Ópera

Un infierno en el Liceu

La dirección musical de Mijaíl Tatarnikov sacó brillo a las melodías y puso acento en los ritmos de «Demon», aunque se echó en falta el ballet

Egils Silins y Asmik Grigorian, durante la representación A. BOFILL

PABLO MELÉNDEZ-HADDAD

El estreno en el Liceu de la ópera más popular de Rubinstein se saldó con un gran éxito artístico gracias a un atractivo montaje de Dmitry Bertman y a una interpretación de la partitura -con algún corte y en su ruso original- cuidada y convincente en todos los planos. La dirección musical de Mijaíl Tatarnikov sacó brillo a las melodías y puso acento en los ritmos, aunque se echó en falta el ballet que deja respirar a las dos escenas en las que se intercala.
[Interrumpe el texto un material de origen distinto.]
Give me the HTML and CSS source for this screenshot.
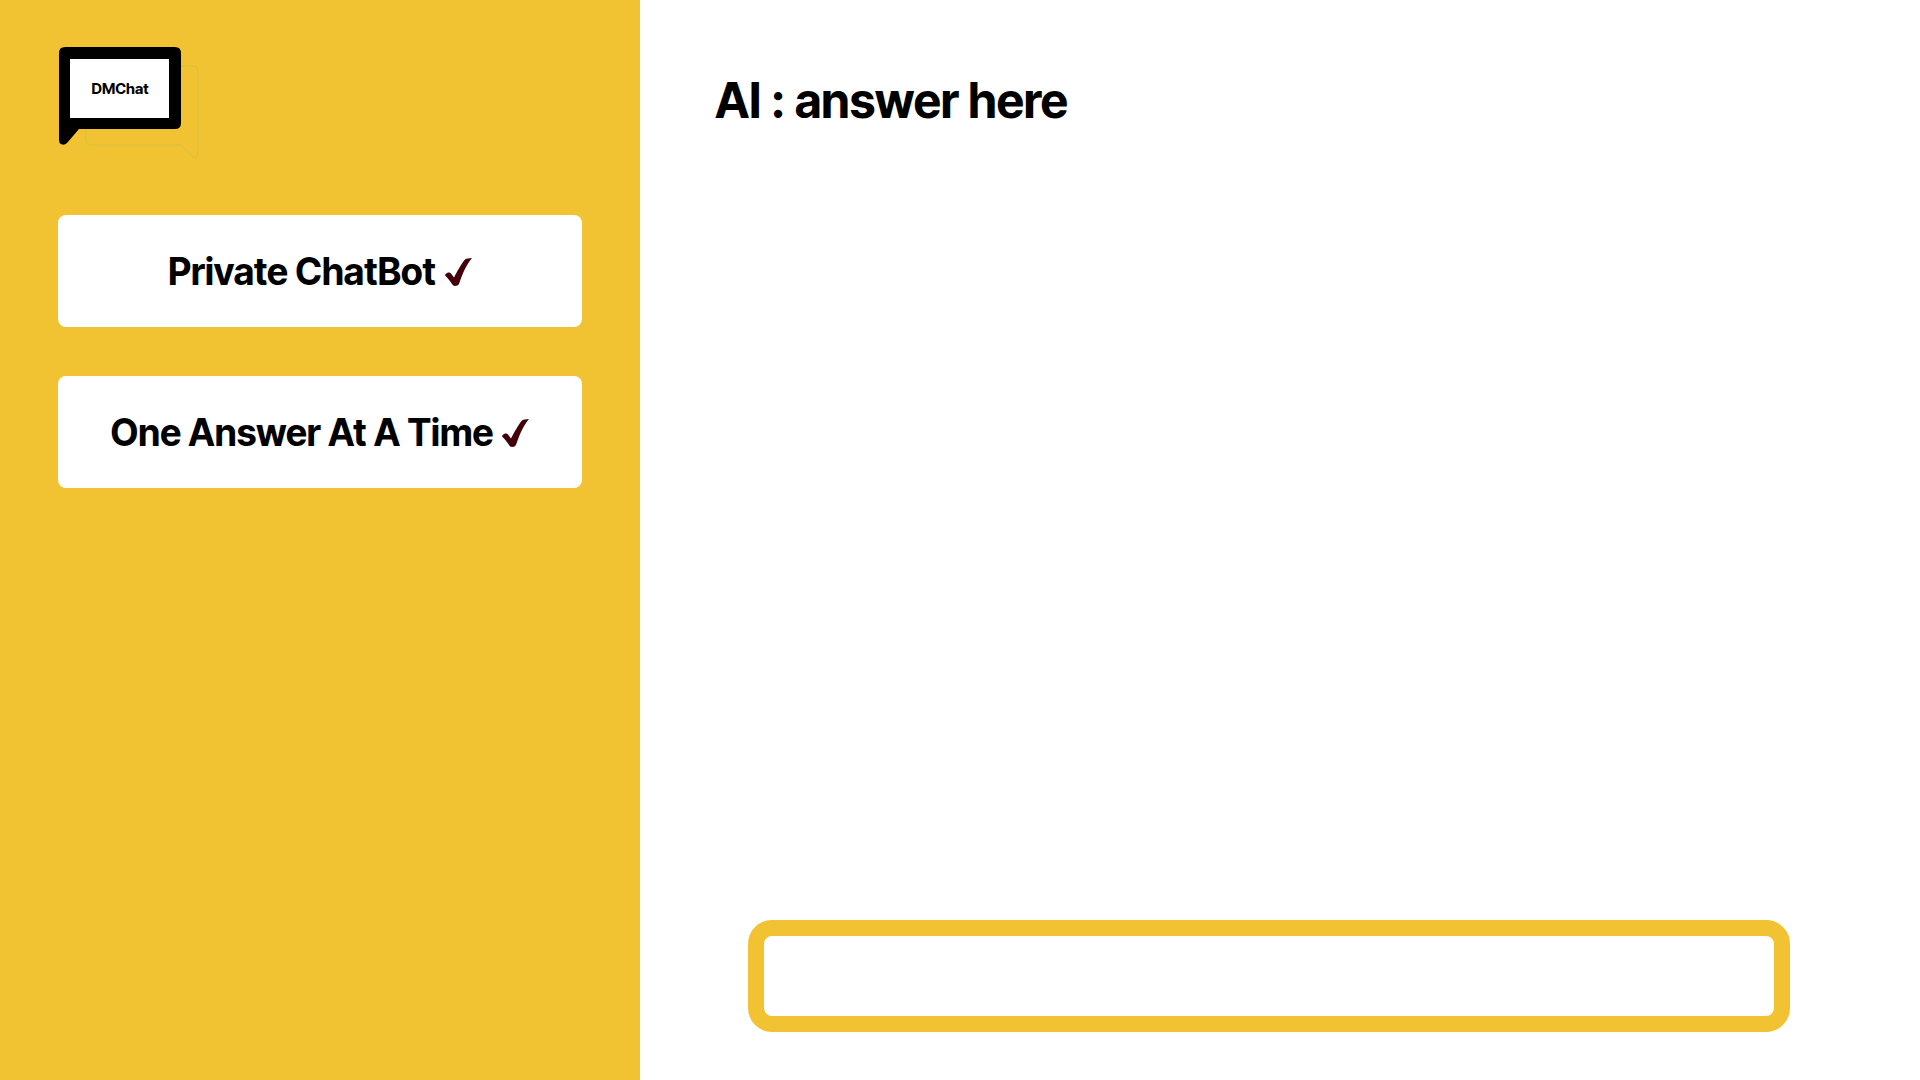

Sí hubo bailarines en determinados momentos, pero con una actuación residual -con las poco afortunadas coreografías de Edwald Smirnoff- que probablemente habrá que retocar para próximas reposiciones.

La Simfònica liceísta respondió con prontitud y buen fraseo, al igual que el Coro de la casa, espléndidamente preparado por Conchita García. A ellos se unió un plantel de solistas amalgamado, comenzando por el elegante Demonio de Egils Silins, de voz amplia, dúctil y de grandes posibilidades expresivas, seguido muy de cerca por la Tamara de Asmik Grigorian, una soprano poderosa y capaz de las más sutiles matizaciones que también se desenvolvió convincentemente como actriz.

A cierta distancia se movieron el padre de la novia, interpretado por el caprino y sonoro Alexander Tsymbalyuk, así como la profunda Larisa Kostyuk en el papel de la cuidadora de Tamara. La brillante y bien solucionada escenografía de Hartmut Schörghofer, si bien condicionó el estatismo en los movimientos, se transformó además en un potente altavoz, aumentando la proyección de todos los solistas, siendo uno de los más favorecidos el Ángel del contratenor Yuri Mynenko y el eficaz Mensajero de Antoni Comas, aunque no fue suficiente para el príncipe Sinodal del tenor Igor Morozov y, sobre todo, para su fiel sirviente, el discreto Roman Ialcic; el tenor, al menos, aportó agudos redondos y sonoros y un aria muy bien cantada. La obra se ofreció en memoria del barítono ruso Dmitri Hvorostovsky, fallecido en noviembre y principal impulsor del proyecto.